The Writers Guild of America and the major Hollywood studios have set the broad outline of a new master film and TV contract, quieting concerns about labor strife adding to the industry’s struggle to relaunch production amid the turmoil of the pandemic.
The guild’s negotiating committee notified its members late Wednesday afternoon that the new contract, which will be sent to the 15,000 dues-current members for ratification, contains more than $200 million in gains over the three-year term. It also noted that the WGA’s leverage in the negotiations had been diluted due to the complications created by the COVID-19 crisis.
The 35-member panel said many of the new terms of the minimum basic agreement (MBA) track those recently negotiated by SAG-AFTRA and the Directors Guild of America including increases in subscription VOD residuals.
“We were able to fight off significant writer-centric rollbacks, which would have been very damaging if they’d made it into the MBA,” the committee said. “In addition, as part of an overall package valued at more than $200 million over three years, we were able to achieve several writer-specific gains.”
The changes included eliminating writer training and new writer discounts that undercut screen and television minimums and disproportionately impacted underrepresented groups; a new paid parental leave fund available to all writers who qualify for health insurance was established, with benefits beginning in May, 2021, entirely funded by an employer contribution of .5% on writers’ earnings; and a pension fund increase of 1.5% to 10%, with the ability to divert an additional 1.25% from minimums, if needed, over the final two years of the contract.
The gains also included improved protections for television writers in the area of options and exclusivity, including specific limitations on options after short periods of employment, and expanded the number of writers covered by the span protections first negotiated in 2017.
“Although the ongoing global pandemic and economic uncertainty limited our ability to exercise real collective power to achieve many other important and necessary contract goals, we remain committed to pursuing those goals in future negotiations,” the committee said.
Multiple sources said the three-year contract agreement was essentially settled in the wee hours of Wednesday after a marathon negotiating session between WGA members and the Alliance of Motion Picture and Television Producers.
Sources said the WGA made significant gains on what was the biggest sticking point in the talks at the end, namely the issue of how long writers can be held off the market under exclusive option to a TV series when the show is out of production. The deal is also believed to raise the earnings threshold for writers working on short-order shows to be paid under a more advantageous per-episode formula.
Previously, writers who earned less than $280,000 per season from a show were eligible for the formula designed to make sure that they were still being paid at the guild’s minimum weekly rate — something that went awry for many writers as more shows began to have longer production cycles for a less than 22-episode orders. The new deal is believed to move that cap up to $325,000 per season.
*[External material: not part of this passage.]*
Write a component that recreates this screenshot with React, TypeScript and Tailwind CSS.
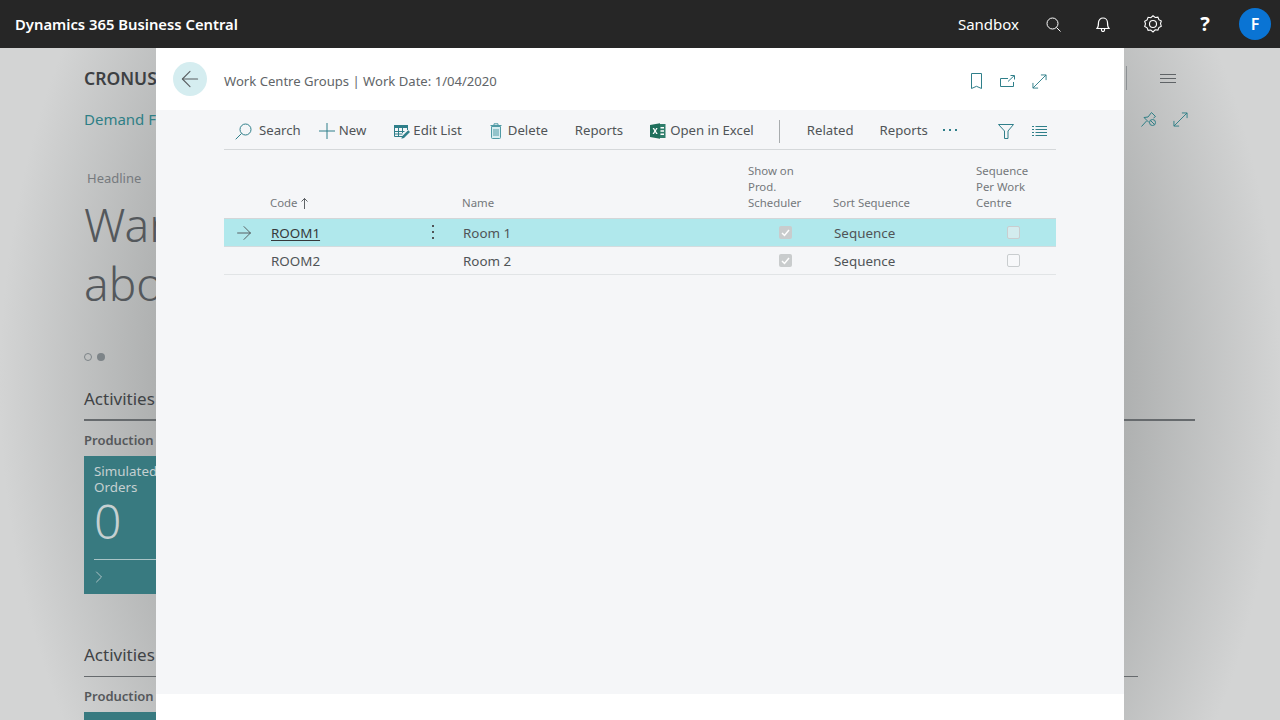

The previous WGA contract set in 2017 expired at 12:01 a.m. PT Wednesday.
Talks between the WGA and AMPTP launched six weeks ago on a remote basis due to the COVID-19 pandemic after two start dates were vacated. Representatives were facing a June 30 expiration of the current film and TV contract — and the lack of a deal had prompted worries among studios that a strike could be in the works if no agreement is reached.
But the economic wallop of the pandemic cost the WGA the leverage of a strike threat. Rank and file guild members were not expected to embrace a work stoppage at a time when 40 million-plus Americans were have been abruptly thrown out of work because of the coronavirus lockdown.
The WGA negotiations were originally scheduled to commence on March 23 but were pushed back to May 11 and then May 18 as the coronavirus upended business as usual and brought production to a virtual standstill. And before talks started, the expiration of its current three-year deal was extended for two months to June 30.